Extreme Green (formerly BroadWeek) is an co-curricular short course built into each semester of the Full-Time MBA program that is geared toward provoking innovative thinking through immersive experiential learning exercises. President Simon’s remarks provided a foundation for the first-year MBA students to build on in upcoming Extreme Green activities.
“A visit like this will likely have wide and long lasting impact on our students as they talk about their experiences in our MBA program and as they reminisce about their time here years in the future,” said Glenn Omura, associate dean for MBA and professional master’s programs.
Simon’s talk shared the power that comes when people “create and improvise”—the “extraordinary impact that comes from what we do together.” Rather than expecting a sudden flash of brilliance, she advised the crowd to focus on accumulating insights over time to create big ideas.
A few qualities can nudge that accumulation along, she asserted: Curiosity—being a student of your craft and a thoughtful explorer. Improvisation, as in jazz music—adapting and changing to suit the current situation, while continuing to improve and build on past work. Creative tension—pushing one another’s ideas to encourage the best possible final product. Inclusion—both in terms of team diversity and listening to members of the team from across the organization.
As one might expect from the leader who brought MSU “Bolder by Design,” Simon emphasized having the boldness to leap into a decisive action, in the hopes of hitting a “tipping point” that takes the organization to the next level.
The analogy of two objects gave students tools to consider as they lead creatively.

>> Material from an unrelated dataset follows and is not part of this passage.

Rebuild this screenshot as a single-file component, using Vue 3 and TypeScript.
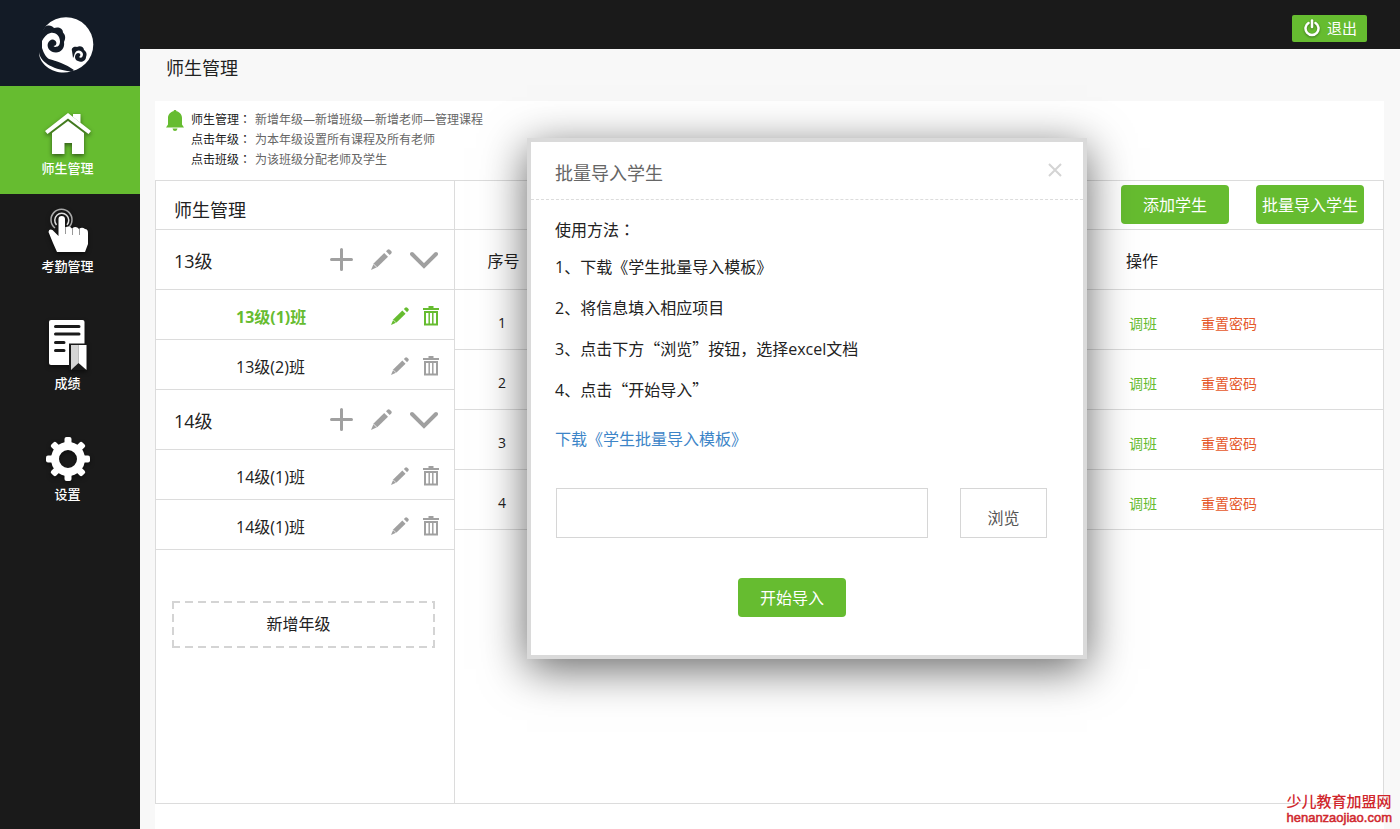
<script setup lang="ts">
import { ref } from 'vue'

interface ClassItem {
  id: number
  name: string
}

interface Grade {
  name: string
  classes: ClassItem[]
}

const grades: Grade[] = [
  { name: '13级', classes: [{ id: 1, name: '13级(1)班' }, { id: 2, name: '13级(2)班' }] },
  { name: '14级', classes: [{ id: 3, name: '14级(1)班' }, { id: 4, name: '14级(1)班' }] },
]

const tips = [
  { label: '师生管理', text: '新增年级—新增班级—新增老师—管理课程' },
  { label: '点击年级', text: '为本年级设置所有课程及所有老师' },
  { label: '点击班级', text: '为该班级分配老师及学生' },
]

const teeth = [0, 45, 90, 135, 180, 225, 270, 315]
const rows = [1, 2, 3, 4]
const activeClass = ref(1)
const filePath = ref('')
const dialogOpen = ref(true)
</script>

<template>
  <div class="layout">
    <aside class="sidebar">
      <div class="logo">
        <svg width="56" height="58" viewBox="0 0 56 58" aria-hidden="true">
          <circle cx="28" cy="28.500" r="27.300" fill="#fff" />
          <path d="M-1 0H20C14 2 9 6 7 11C4 16 4 20 4 24V32C6 38 8 41 11 43C18 45 28 48 36 54L30 58H-1Z" fill="#131b26" />
          <path d="M7 11C10 8.500 14 9.500 16 12C20 10.500 25 12 25 16.500C28 19.500 27.500 23 26 26C27 32 23 36.500 18 36.500C12 36.500 9 32 9.700 28C11 24 14.500 22.500 17 24.500C19.500 26.500 18.500 30 15.500 30C17 32 22 31 22 25.500C22 19.500 17 16 12.500 17C8.500 18 6 21 4 25L3 17Z" fill="#131b26" />
          <path d="M34 35C33 32 36 30 39 31C42 29 46 31 46 34C49 36 49 39 48 41C48 45 43 47 40 45C36 44 36 38 40 37C43 37 43 40 41 41C43 43 45 41 45 38C44 34 39 33 37 37C36 39 36 41 35 42Z" fill="#131b26" />
          <path d="M1 36C2 45 12 53 33 55.500C25 58 15 56 9 51C3 46 1 41 1 36Z" fill="#fff" />
        </svg>
      </div>
      <nav class="nav">
        <a href="#teachers" class="nav-item active">
          <svg class="nav-icon" width="46" height="42" viewBox="0 0 46 42" aria-hidden="true">
            <path d="M28 1H35.500V10L28 4Z" fill="#fff" />
            <path d="M23 0L46 18L43.500 21L23 5.500L2.500 21L0 18Z" fill="#fff" />
            <path d="M23 8L39 20V41H27V30H19.500V41H7V20Z" fill="#fff" />
          </svg>
          <span>师生管理</span>
        </a>
        <a href="#attendance" class="nav-item">
          <svg class="nav-icon" width="42" height="45" viewBox="0 0 42 45" aria-hidden="true">
            <path d="M8 20A10.500 10.500 0 1 1 21 20" fill="none" stroke="#aaa" stroke-width="1.500" />
            <path d="M9.500 17A7 7 0 1 1 20 17" fill="none" stroke="#ddd" stroke-width="1.500" />
            <path d="M11.500 11Q11.500 8 14.700 8T18 11V20Q22 17 25 20.500Q29 17.500 32 21Q35 18.500 38 21Q41 21 41 25V36L38 44H10L6 35L1.500 24Q2 20.500 5.500 22L11.500 28Z" fill="#fff" />
            <path d="M18.500 19V26M25.500 20V27M32.500 21V27" stroke="#999" stroke-width="1" />
          </svg>
          <span>考勤管理</span>
        </a>
        <a href="#scores" class="nav-item">
          <svg class="nav-icon" width="38" height="50" viewBox="0 0 38 50" aria-hidden="true">
            <rect width="35.500" height="45" rx="2" fill="#fff" />
            <path d="M6.500 6.500H30M6.500 14H30M6.500 22.500H15M6.500 30.500H15" stroke="#1a1a1a" stroke-width="3" stroke-linecap="round" />
            <path d="M20 23.500H38V50H20Z" fill="#1a1a1a" />
            <path d="M22 25H29.500V43L22 50Z" fill="#d5d5d5" />
            <path d="M29.500 25H37.500V50L29.500 43Z" fill="#fff" />
          </svg>
          <span>成绩</span>
        </a>
        <a href="#settings" class="nav-item">
          <svg class="nav-icon" width="44" height="44" viewBox="-22 -22 44 44" aria-hidden="true">
            <circle r="13" fill="none" stroke="#fff" stroke-width="8" />
            <rect v-for="angle in teeth" :key="angle" x="-3.500" y="-22" width="7" height="9" rx="2" fill="#fff" :transform="`rotate(${angle})`" />
          </svg>
          <span>设置</span>
        </a>
      </nav>
    </aside>

    <div class="content">
      <header class="topbar">
        <button type="button" class="logout">
          <svg width="16" height="18" viewBox="0 0 16 18" aria-hidden="true">
            <path d="M4.500 4A6.500 6.500 0 1 0 11.500 4" fill="none" stroke="#fff" stroke-width="2.500" stroke-linecap="round" />
            <path d="M8 1.500V8" stroke="#fff" stroke-width="2.500" stroke-linecap="round" />
          </svg>
          退出
        </button>
      </header>
      <h1 class="page-title">师生管理</h1>

      <main class="panel">
        <section class="notice">
          <svg class="bell" width="18" height="22" viewBox="0 0 18 22" aria-hidden="true">
            <path d="M9 0C10 0 10.500 .6 10.500 1.300C14 2 16 5 16 8V14.500L18 17.500H0L2 14.500V8C2 5 4 2 7.500 1.300C7.500 .6 8 0 9 0Z" />
            <path d="M6.500 18.500H11.500Q11 21 9 21T6.500 18.500Z" />
          </svg>
          <dl class="tips">
            <div v-for="tip in tips" :key="tip.label" class="tip">
              <dt>{{ tip.label }}<span class="colon">：</span></dt>
              <dd>{{ tip.text }}</dd>
            </div>
          </dl>
        </section>

        <div class="board">
          <section class="tree">
            <h2 class="tree-title">师生管理</h2>
            <template v-for="grade in grades" :key="grade.name">
              <div class="grade">
                <span class="grade-name">{{ grade.name }}</span>
                <button type="button" class="icon-button" aria-label="新增班级">
                  <svg width="23" height="23" viewBox="0 0 23 23"><path d="M11.500 1.500V21.500M1.500 11.500H21.500" stroke="currentColor" stroke-width="3" stroke-linecap="round" /></svg>
                </button>
                <button type="button" class="icon-button" aria-label="编辑年级">
                  <svg width="21" height="21" viewBox="0 0 21 21" fill="currentColor">
                    <path d="M13.200 4L17 7.800L6.500 18L0 21L2.800 14.300Z" /><path d="M15 2.300L16.500 .8Q17.700 -.2 19 .9L20.200 2Q21.300 3.300 20.200 4.500L18.700 6Z" />
                    <path d="M2.300 14.800L6 18.500" stroke="#fff" stroke-width=".8" />
                  </svg>
                </button>
                <button type="button" class="icon-button" aria-label="展开或收起">
                  <svg width="28" height="18" viewBox="0 0 28 18"><path d="M2 3L14 15L26 3" fill="none" stroke="currentColor" stroke-width="4" stroke-linecap="round" /></svg>
                </button>
              </div>
              <div v-for="item in grade.classes" :key="item.id" class="class-row" :class="{ selected: item.id === activeClass }">
                <button type="button" class="class-name" @click="activeClass = item.id">{{ item.name }}</button>
                <button type="button" class="icon-button" aria-label="编辑班级">
                  <svg width="18" height="18" viewBox="0 0 21 21" fill="currentColor">
                    <path d="M13.200 4L17 7.800L6.500 18L0 21L2.800 14.300Z" /><path d="M15 2.300L16.500 .8Q17.700 -.2 19 .9L20.200 2Q21.300 3.300 20.200 4.500L18.700 6Z" />
                    <path d="M2.300 14.800L6 18.500" stroke="#fff" stroke-width=".8" />
                  </svg>
                </button>
                <button type="button" class="icon-button" aria-label="删除班级">
                  <svg width="16" height="20" viewBox="0 0 16 20" fill="none" stroke="currentColor">
                    <path d="M0 3H16M5.500 1H10.500" stroke-width="2" /><path d="M2 6H14V18.500H2Z" stroke-width="2" /><path d="M6.200 6V18M9.800 6V18" stroke-width="1.500" />
                  </svg>
                </button>
              </div>
            </template>
            <button type="button" class="add-grade">新增年级</button>
          </section>

          <section class="students">
            <div class="toolbar">
              <button type="button" class="primary">添加学生</button>
              <button type="button" class="primary" @click="dialogOpen = true">批量导入学生</button>
            </div>
            <table class="table">
              <colgroup>
                <col class="col-index" />
                <col />
                <col class="col-actions" />
              </colgroup>
              <thead>
                <tr>
                  <th scope="col">序号</th>
                  <td></td>
                  <th scope="col" class="actions-head">操作</th>
                </tr>
              </thead>
              <tbody>
                <tr v-for="row in rows" :key="row">
                  <td class="index">{{ row }}</td>
                  <td></td>
                  <td>
                    <div class="actions">
                      <a href="#move" class="move">调班</a>
                      <a href="#reset" class="reset">重置密码</a>
                    </div>
                  </td>
                </tr>
              </tbody>
            </table>
          </section>
        </div>
      </main>

      <div v-if="dialogOpen" class="dialog" role="dialog" aria-labelledby="dialog-title">
        <div class="dialog-head">
          <h2 id="dialog-title">批量导入学生</h2>
          <button type="button" class="close" aria-label="关闭" @click="dialogOpen = false">
            <svg width="14" height="14" viewBox="0 0 14 14"><path d="M1 1L13 13M13 1L1 13" stroke="currentColor" stroke-width="2" /></svg>
          </button>
        </div>
        <div class="dialog-body">
          <p class="lead">使用方法<span class="colon">：</span></p>
          <ul class="steps">
            <li>1、下载《学生批量导入模板》</li>
            <li>2、将信息填入相应项目</li>
            <li>3、点击下方<span class="quote">“</span>浏览<span class="quote">”</span>按钮，选择excel文档</li>
            <li>4、点击<span class="quote">“</span>开始导入<span class="quote">”</span></li>
          </ul>
          <a href="#template" class="download">下载《学生批量导入模板》</a>
          <div class="file-row">
            <input v-model="filePath" type="text" class="file-input" aria-label="文件路径" />
            <button type="button" class="browse">浏览</button>
          </div>
          <div class="submit-row">
            <button type="button" class="primary">开始导入</button>
          </div>
        </div>
      </div>
    </div>

    <div class="site-mark">
      <span class="site-name">少儿教育加盟网</span>
      <span class="site-url">henanzaojiao.com</span>
    </div>
  </div>
</template>

<style>
body {
  margin: 0;
}
</style>

<style scoped>
.layout {
  --green: #66bc30;
  --line: #dcdcdc;
  position: relative;
  display: grid;
  grid-template-columns: 140px minmax(0, 1fr);
  min-height: 100vh;
  background: #f8f8f8;
  color: #222;
  font-family: "Open Sans", "Noto Sans CJK SC", sans-serif;
  font-size: 16px;
}

.layout * {
  box-sizing: border-box;
}

button,
input {
  margin: 0;
  padding: 0;
  border: 0;
  background: none;
  color: inherit;
  font: inherit;
  cursor: pointer;
}

a {
  color: inherit;
  text-decoration: none;
}

h1,
h2,
p,
ul,
dl,
dd {
  margin: 0;
  padding: 0;
  font-weight: 400;
}

svg {
  display: block;
}

.colon {
  font-family: "Noto Sans CJK JP", sans-serif;
  line-height: 1;
}

.quote {
  font-family: "Noto Sans CJK SC", sans-serif;
  line-height: 1;
}

.sidebar {
  background: #1a1a1a;
}

.logo {
  display: flex;
  align-items: center;
  justify-content: center;
  height: 86px;
  padding-right: 8px;
  padding-top: 4px;
  background: #131b26;
}

.nav-item {
  display: flex;
  flex-direction: column;
  align-items: center;
  gap: 3px;
  padding: 14px 5px 30px 0;
  color: #fff;
  font-size: 13px;
  font-weight: 500;
  line-height: 20px;
}

.nav-item.active {
  padding-top: 27px;
  padding-bottom: 16px;
  background: var(--green);
}

.nav-icon {
  overflow: visible;
  filter: drop-shadow(0 2px 2px rgba(0, 0, 0, 0.5));
}

.content {
  position: relative;
  display: flex;
  flex-direction: column;
  min-width: 0;
}

.topbar {
  display: flex;
  align-items: center;
  justify-content: flex-end;
  height: 49px;
  padding: 8px 33px 0 0;
  background: #1a1a1a;
}

.logout {
  display: flex;
  align-items: center;
  justify-content: center;
  gap: 7px;
  width: 75px;
  height: 27px;
  padding: 0 0 2px 2px;
  border-radius: 2px;
  background: var(--green);
  color: #fff;
  font-size: 15px;
}

.logout svg {
  filter: drop-shadow(0 1px 1px rgba(0, 0, 0, 0.4));
}

.page-title {
  padding: 6px 26px 20px;
  font-size: 18px;
  line-height: 26px;
}

.panel {
  display: flex;
  flex: 1;
  flex-direction: column;
  margin: 0 16px 0 15px;
  padding-bottom: 25px;
  background: #fff;
}

.notice {
  display: flex;
  gap: 7px;
  padding: 9px 11px 10px;
}

.bell {
  fill: var(--green);
}

.tips {
  font-size: 12px;
  line-height: 20px;
}

.tip {
  display: flex;
  gap: 4px;
  height: 20px;
}

.tip dd {
  color: #666;
}

.board {
  display: grid;
  flex: 1;
  grid-template-columns: 299px minmax(0, 1fr);
  border: 1px solid var(--line);
}

.tree {
  border-right: 1px solid var(--line);
}

.tree-title {
  height: 49px;
  padding: 10px 18px 0;
  border-bottom: 1px solid var(--line);
  font-size: 18px;
  line-height: 38px;
}

.grade {
  display: flex;
  align-items: center;
  gap: 18px;
  height: 60px;
  padding: 0 16px 0 18px;
  border-bottom: 1px solid var(--line);
  font-size: 18px;
}

.grade-name {
  flex: 1;
}

.icon-button {
  color: #a0a0a0;
}

.class-row {
  display: flex;
  align-items: center;
  gap: 14px;
  height: 50px;
  padding: 3px 15px 0 80px;
  border-bottom: 1px solid var(--line);
}

.class-name {
  flex: 1;
  text-align: left;
}

.selected,
.selected .icon-button {
  color: var(--green);
}

.selected .class-name {
  font-weight: 700;
}

.add-grade {
  display: block;
  width: calc(100% - 35px);
  height: 47px;
  margin: 51px 19px 0 16px;
  padding: 0 10px 4px 0;
  background:
    repeating-linear-gradient(90deg, #d4d4d4 0 8px, transparent 8px 13px) top / 100% 2px no-repeat,
    repeating-linear-gradient(90deg, #d4d4d4 0 8px, transparent 8px 13px) bottom / 100% 2px no-repeat,
    repeating-linear-gradient(#d4d4d4 0 8px, transparent 8px 13px) left / 2px 100% no-repeat,
    repeating-linear-gradient(#d4d4d4 0 8px, transparent 8px 13px) right / 2px 100% no-repeat;
}

.toolbar {
  display: flex;
  justify-content: flex-end;
  gap: 27px;
  height: 49px;
  padding: 4px 19px 0 0;
  border-bottom: 1px solid var(--line);
}

.primary {
  width: 108px;
  height: 39px;
  padding-bottom: 2px;
  border-radius: 4px;
  background: var(--green);
  color: #fff;
  white-space: nowrap;
}

.table {
  width: 100%;
  border-collapse: separate;
  border-spacing: 0;
  table-layout: fixed;
}

.col-index {
  width: 97px;
}

.col-actions {
  width: 257px;
}

.table th,
.table td {
  height: 60px;
  padding: 0;
  border-bottom: 1px solid var(--line);
  font-weight: 400;
}

.table .actions-head {
  text-align: left;
}

.table .index {
  padding: 6px 3px 0 0;
  font-size: 14px;
  text-align: center;
}

.actions {
  display: flex;
  gap: 44px;
  padding: 6px 0 0 3px;
  font-size: 14px;
}

.move {
  color: var(--green);
}

.reset {
  color: #e5582b;
}

.dialog {
  position: absolute;
  top: 138px;
  left: calc(50% - 243px);
  width: 560px;
  border: 4px solid #dadada;
  background: #fff;
  box-shadow: 0 10px 42px rgba(0, 0, 0, 0.6);
}

.dialog-head {
  display: flex;
  align-items: center;
  justify-content: space-between;
  height: 58px;
  padding: 3px 21px 0 24px;
  border-bottom: 1px dashed var(--line);
  color: #666;
}

.dialog-head h2 {
  font-size: 18px;
}

.close {
  padding-bottom: 4px;
  color: #d4d4d4;
}

.dialog-body {
  padding: 18px 36px 38px 24px;
}

.lead {
  height: 24px;
  line-height: 24px;
}

.steps {
  margin-top: 5px;
  line-height: 41px;
  list-style: none;
}

.steps li {
  height: 41px;
}

.download {
  display: block;
  margin-top: 16px;
  color: #3d85c8;
  line-height: 24px;
}

.file-row {
  display: flex;
  gap: 32px;
  margin: 37px 0 0 1px;
}

.file-input {
  flex: 1;
  min-width: 0;
  height: 50px;
  padding: 0 12px;
  border: 1px solid #d6d6d6;
  cursor: text;
}

.browse {
  width: 87px;
  height: 50px;
  padding-top: 7px;
  border: 1px solid #d6d6d6;
  color: #555;
}

.submit-row {
  display: flex;
  justify-content: center;
  margin-top: 40px;
  padding-right: 18px;
}

.site-mark {
  position: absolute;
  right: 8px;
  bottom: 4px;
  display: flex;
  flex-direction: column;
  color: #d0262c;
  font-weight: 500;
}

.site-name {
  font-size: 15px;
  line-height: 18px;
}

.site-url {
  font-family: "Liberation Sans", Arial, sans-serif;
  font-size: 13px;
  line-height: 15px;
  -webkit-text-stroke: 0.5px currentColor;
}
</style>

She encouraged students to consider how their “internal gyroscopes” (values, ethics, and moral center) were positioned—and how they could be turned toward creative tendencies.
Likewise, she encouraged a good look at the “organizational kaleidoscope” (collection of assets that comes together to produce value) to develop insight on the assets in an organization and assist in rearranging them into constructs that add value. She noted that creativity focuses on the future by combining available resources, and this multifunctionality develops the ability to do more with fewer resources.
“I went to a very large school for my undergraduate [studies], and even though the president was a great leader there, too, I never had the chance to hear her speak to any of my specific classes,” said Brittany Young (MBA Marketing ’17). “I know it is truly a special opportunity to have the president of MSU speak to just our class when I know she is very busy.”
“Each lesson shared – the importance of adhering to core values as depicted in the gyroscope, the need to distinguish big ideas from bright ones, the need to improvise, to be curious and bold, to embrace team spirit and diversity, and finally to be able to distinguish between triage, transition, and transformation – are indeed timeless,” said Sanjay Gupta, The Eli and Edythe L. Broad Dean.